== RECORDS SHOWN
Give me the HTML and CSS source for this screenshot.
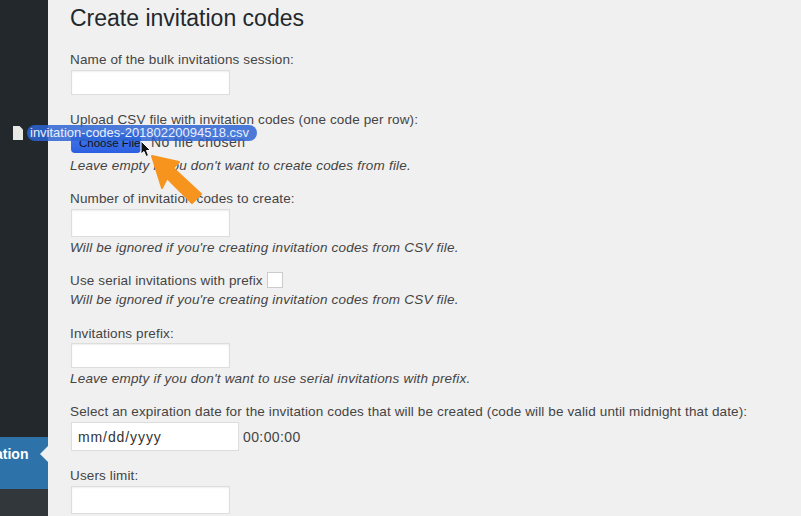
FILE: index.html
```html
<!DOCTYPE html>
<html lang="en">
<head>
  <meta charset="UTF-8">
  <meta name="viewport" content="width=device-width, initial-scale=1.0">
  <title>Create invitation codes</title>
  <link rel="stylesheet" href="styles.css">
</head>
<body>

  <aside class="sidebar">
    <div class="menu-e">e</div>
    <div class="menu-active">ation</div>
    <div class="menu-below"></div>
  </aside>

  <main class="main">
    <h1>Create invitation codes</h1>

    <div class="field field-name">
      <label>Name of the bulk invitations session:</label>
      <input type="text" class="text-input">
    </div>

    <div class="field field-file">
      <label>Upload CSV file with invitation codes (one code per row):</label>
      <div class="file-row">
        <span class="file-btn">Choose File</span>
        <span class="file-none">No file chosen</span>
      </div>
      <p class="hint">Leave empty if you don't want to create codes from file.</p>
    </div>

    <div class="field field-number">
      <label>Number of invitation codes to create:</label>
      <input type="text" class="text-input">
      <p class="hint">Will be ignored if you're creating invitation codes from CSV file.</p>
    </div>

    <div class="field field-serial">
      <div class="check-row">
        <label>Use serial invitations with prefix</label>
        <span class="check"></span>
      </div>
      <p class="hint">Will be ignored if you're creating invitation codes from CSV file.</p>
    </div>

    <div class="field field-prefix">
      <label>Invitations prefix:</label>
      <input type="text" class="text-input">
      <p class="hint">Leave empty if you don't want to use serial invitations with prefix.</p>
    </div>

    <div class="field field-date">
      <label>Select an expiration date for the invitation codes that will be created (code will be valid until midnight that date):</label>
      <div class="date-row">
        <span class="date-input">mm/dd/yyyy</span>
        <span class="time">00:00:00</span>
      </div>
    </div>

    <div class="field field-limit">
      <label>Users limit:</label>
      <input type="text" class="text-input">
    </div>
  </main>

  <!-- file being dragged, sits over the form -->
  <div class="drag">
    <svg class="drag-icon" width="10" height="14" viewBox="0 0 10 14">
      <path d="M0 0H6.5L10 3.5V14H0Z" fill="#e8e8e4"/>
    </svg>
    <span class="drag-name">invitation-codes-20180220094518.csv</span>
  </div>

  <svg class="arrow" width="60" height="58" viewBox="0 0 60 58">
    <path d="M5 6L32 12L26 18L54 44L45 53L20 28L15 38Z" fill="#f7941e" stroke="#f7941e" stroke-width="2" stroke-linejoin="round"/>
  </svg>

  <svg class="cursor" width="12" height="18" viewBox="0 0 12 18">
    <path d="M1 1V14L4 11.5L6 16.5L8.5 15.5L6.5 10.5H10.5Z" fill="#111" stroke="#fff" stroke-width="1"/>
  </svg>

</body>
</html>
```

FILE: styles.css
```css
* {
  margin: 0;
  padding: 0;
  box-sizing: border-box;
  font-family: "Liberation Sans", Arial, sans-serif;
}

html, body {
  height: 516px;
  overflow: hidden;
}

body {
  background: #f0f0f0;
  color: #444;
  font-size: 13.5px;
  display: flex;
}

.sidebar {
  width: 48px;
  height: 516px;
  flex-shrink: 0;
  background: #23282d;
  color: #fff;
  overflow: hidden;
  display: flex;
  flex-direction: column;
  position: relative;
}

.menu-e {
  margin-top: 264px;
  margin-left: -8px;
  font-size: 14px;
  line-height: 18px;
}

.menu-active {
  margin-top: 155px;
  height: 52px;
  background: #2e72aa;
  font-size: 14px;
  font-weight: bold;
  line-height: 34px;
  text-indent: -5px;
  position: relative;
}

.menu-active::after {
  content: "";
  position: absolute;
  right: 0;
  top: 9px;
  border: 8px solid transparent;
  border-left: 0;
  border-right-color: #f0f0f0;
}

.menu-below {
  flex: 1;
  background: #32373c;
}

.main {
  flex: 1;
  padding-left: 22px;
}

h1 {
  font-size: 23px;
  font-weight: 400;
  line-height: 29px;
  color: #23282d;
  margin-top: 4px;
}

label {
  display: block;
  height: 18px;
  padding-top: 1px;
  line-height: 18px;
  letter-spacing: 0.13px;
}

.text-input {
  display: block;
  width: 159px;
  height: 26px;
  margin-left: 1px;
  margin-top: 2px;
  background: #fff;
  border: 1px solid #ddd;
  box-shadow: inset 0 1px 2px rgba(0, 0, 0, .07);
}

.hint {
  height: 18px;
  padding-top: 1px;
  font-style: italic;
  line-height: 18px;
  letter-spacing: 0.2px;
}

.field-name {
  margin-top: 17px;
}

.field-name .text-input {
  height: 25px;
}

.field-file {
  margin-top: 15px;
}

.field-file .hint {
  margin-top: 3px;
}

.file-row {
  display: flex;
  align-items: center;
  height: 20px;
  margin-top: 5px;
  margin-left: 1px;
}

.file-btn {
  width: 70px;
  height: 20px;
  padding-left: 8px;
  background: linear-gradient(#4a7cf0, #2a5fe0);
  border-radius: 4px;
  color: #111;
  font-size: 11.5px;
  line-height: 20px;
  white-space: nowrap;
  overflow: hidden;
}

.file-none {
  margin-left: 10px;
  font-size: 14px;
  line-height: 18px;
  margin-bottom: 2px;
  letter-spacing: 0.4px;
}

.field-number {
  margin-top: 15px;
}

.field-number .text-input {
  height: 28px;
}

.field-number .hint {
  margin-top: 1px;
}

.field-serial {
  margin-top: 15px;
}

.field-serial .hint {
  margin-top: 1px;
}

.check-row {
  display: flex;
  align-items: center;
}

.check {
  width: 16px;
  height: 16px;
  margin-left: 4px;
  background: #fff;
  border: 1px solid #ccc;
}

.field-prefix {
  margin-top: 16px;
}

.field-prefix .text-input {
  height: 25px;
  margin-top: 1px;
}

.field-prefix .hint {
  margin-top: 1px;
}

.field-date {
  margin-top: 15px;
}

.date-row {
  display: flex;
  align-items: center;
  gap: 4px;
  margin-top: 2px;
  margin-left: 1px;
}

.date-input {
  width: 168px;
  height: 29px;
  padding-left: 6px;
  background: #fff;
  border: 1px solid #ddd;
  line-height: 29px;
  font-size: 14px;
  color: #333;
  letter-spacing: 0.9px;
}

.time {
  font-size: 14px;
  letter-spacing: 0.4px;
}

.field-limit {
  margin-top: 15px;
}

.field-limit .text-input {
  height: 28px;
}

.drag {
  position: absolute;
  left: 13px;
  top: 125px;
  display: flex;
  align-items: center;
  gap: 4px;
}

.drag-name {
  height: 16px;
  padding: 0 8px 0 3px;
  background: rgba(45, 100, 212, .85);
  border-radius: 8px;
  color: #e8eefc;
  font-size: 13px;
  line-height: 16px;
  white-space: nowrap;
}

.arrow {
  position: absolute;
  left: 147px;
  top: 150px;
}

.cursor {
  position: absolute;
  left: 140px;
  top: 140px;
}
```
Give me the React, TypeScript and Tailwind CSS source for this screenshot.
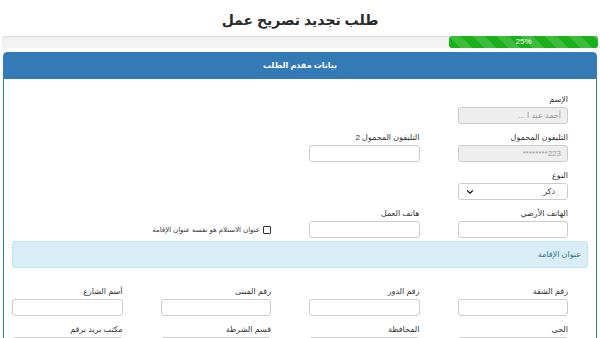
import { ChevronDown } from "lucide-react";

const font = { fontFamily: '"Liberation Sans", "DejaVu Sans", sans-serif' };

function Field(props: { label: string; value?: string; disabled?: boolean; ltr?: boolean }) {
  const { label, value, disabled, ltr } = props;
  return (
    <div className="flex flex-col">
      <label className="h-[12px] text-[8px] leading-[12px] text-[#333]">{label}</label>
      <div
        className={`mt-[1px] flex h-[17px] items-center rounded-[3px] border border-[#ccc] px-[6px] text-[8px] text-[#999] ${
          disabled ? "bg-[#eee]" : "bg-white"
        }`}
      >
        {ltr ? (
          <span dir="ltr" className="w-full text-right">
            {value}
          </span>
        ) : (
          value
        )}
      </div>
    </div>
  );
}

export default function App() {
  return (
    <div dir="rtl" className="min-h-[338px] overflow-hidden bg-white" style={font}>
      <h1 className="pt-[9px] text-center text-[14px] font-bold leading-[22px] text-[#2a2a2a]">
        طلب تجديد تصريح عمل
      </h1>
      <div className="mx-[2px] mt-[5px] h-[12px] rounded-[3px] bg-[#f3f3f3] shadow-[inset_0_1px_2px_rgba(0,0,0,0.1)]">
        <div className="h-full w-[25%] rounded-[3px] bg-[#19b019] bg-[linear-gradient(45deg,rgba(255,255,255,0.15)_25%,transparent_25%,transparent_50%,rgba(255,255,255,0.15)_50%,rgba(255,255,255,0.15)_75%,transparent_75%,transparent)] bg-[length:24px_24px] text-center text-[8px] leading-[12px] text-white">
          25%
        </div>
      </div>
      <div className="mx-[3px] mt-[4px] rounded-t-[4px] border border-[#337ab7]">
        <div className="flex h-[26px] items-center justify-center bg-[#337ab7] text-[8px] font-bold text-white">
          بيانات مقدم الطلب
        </div>
        <div className="px-[8px] pt-[15px]">
          <div className="mr-[20px] grid grid-cols-4 gap-x-[38px] gap-y-[8px]">
            <Field label="الإسم" value="أحمد عبد ا ..." disabled />
            <div />
            <div />
            <div />
            <Field label="التليفون المحمول" value="********223" disabled ltr />
            <Field label="التليفون المحمول 2" />
            <div />
            <div />
            <div className="flex flex-col">
              <label className="h-[12px] text-[8px] leading-[12px] text-[#333]">النوع</label>
              <div className="mt-[1px] flex h-[17px] items-center justify-between rounded-[3px] border border-[#ccc] bg-white px-[6px] text-[8px] text-[#333]">
                <span className="mr-[6px]">ذكر</span>
                <ChevronDown size={10} strokeWidth={3} className="text-[#222]" />
              </div>
            </div>
            <div />
            <div />
            <div />
            <Field label="الهاتف الأرضي" />
            <Field label="هاتف العمل" />
            <div className="flex items-end pb-[3px]">
              <label className="flex items-center gap-[3px] whitespace-nowrap text-[7px] text-[#333]">
                <span className="inline-block h-[8px] w-[8px] shrink-0 rounded-[1px] border border-[#333] bg-white" />
                عنوان الاستلام هو نفسه عنوان الإقامة
              </label>
            </div>
            <div />
          </div>
          <div className="mt-[3px] flex h-[27px] items-center rounded-[3px] border border-[#bce8f1] bg-[#d9edf7] px-[6px] text-[8px] text-[#31708f]">
            عنوان الإقامة
          </div>
          <div className="mr-[20px] mt-[18px] grid grid-cols-4 gap-x-[38px] gap-y-[8px]">
            <Field label="رقم الشقة" />
            <Field label="رقم الدور" />
            <Field label="رقم المبنى" />
            <Field label="أسم الشارع" />
            <Field label="الحى" />
            <Field label="المحافظة" />
            <Field label="قسم الشرطة" />
            <Field label="مكتب بريد برقم" />
          </div>
        </div>
      </div>
    </div>
  );
}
====
BRIEF
From the records above, copy every line that holds the word "screenshot".

TASK RESULT
Give me the HTML and CSS source for this screenshot.
Give me the React, TypeScript and Tailwind CSS source for this screenshot.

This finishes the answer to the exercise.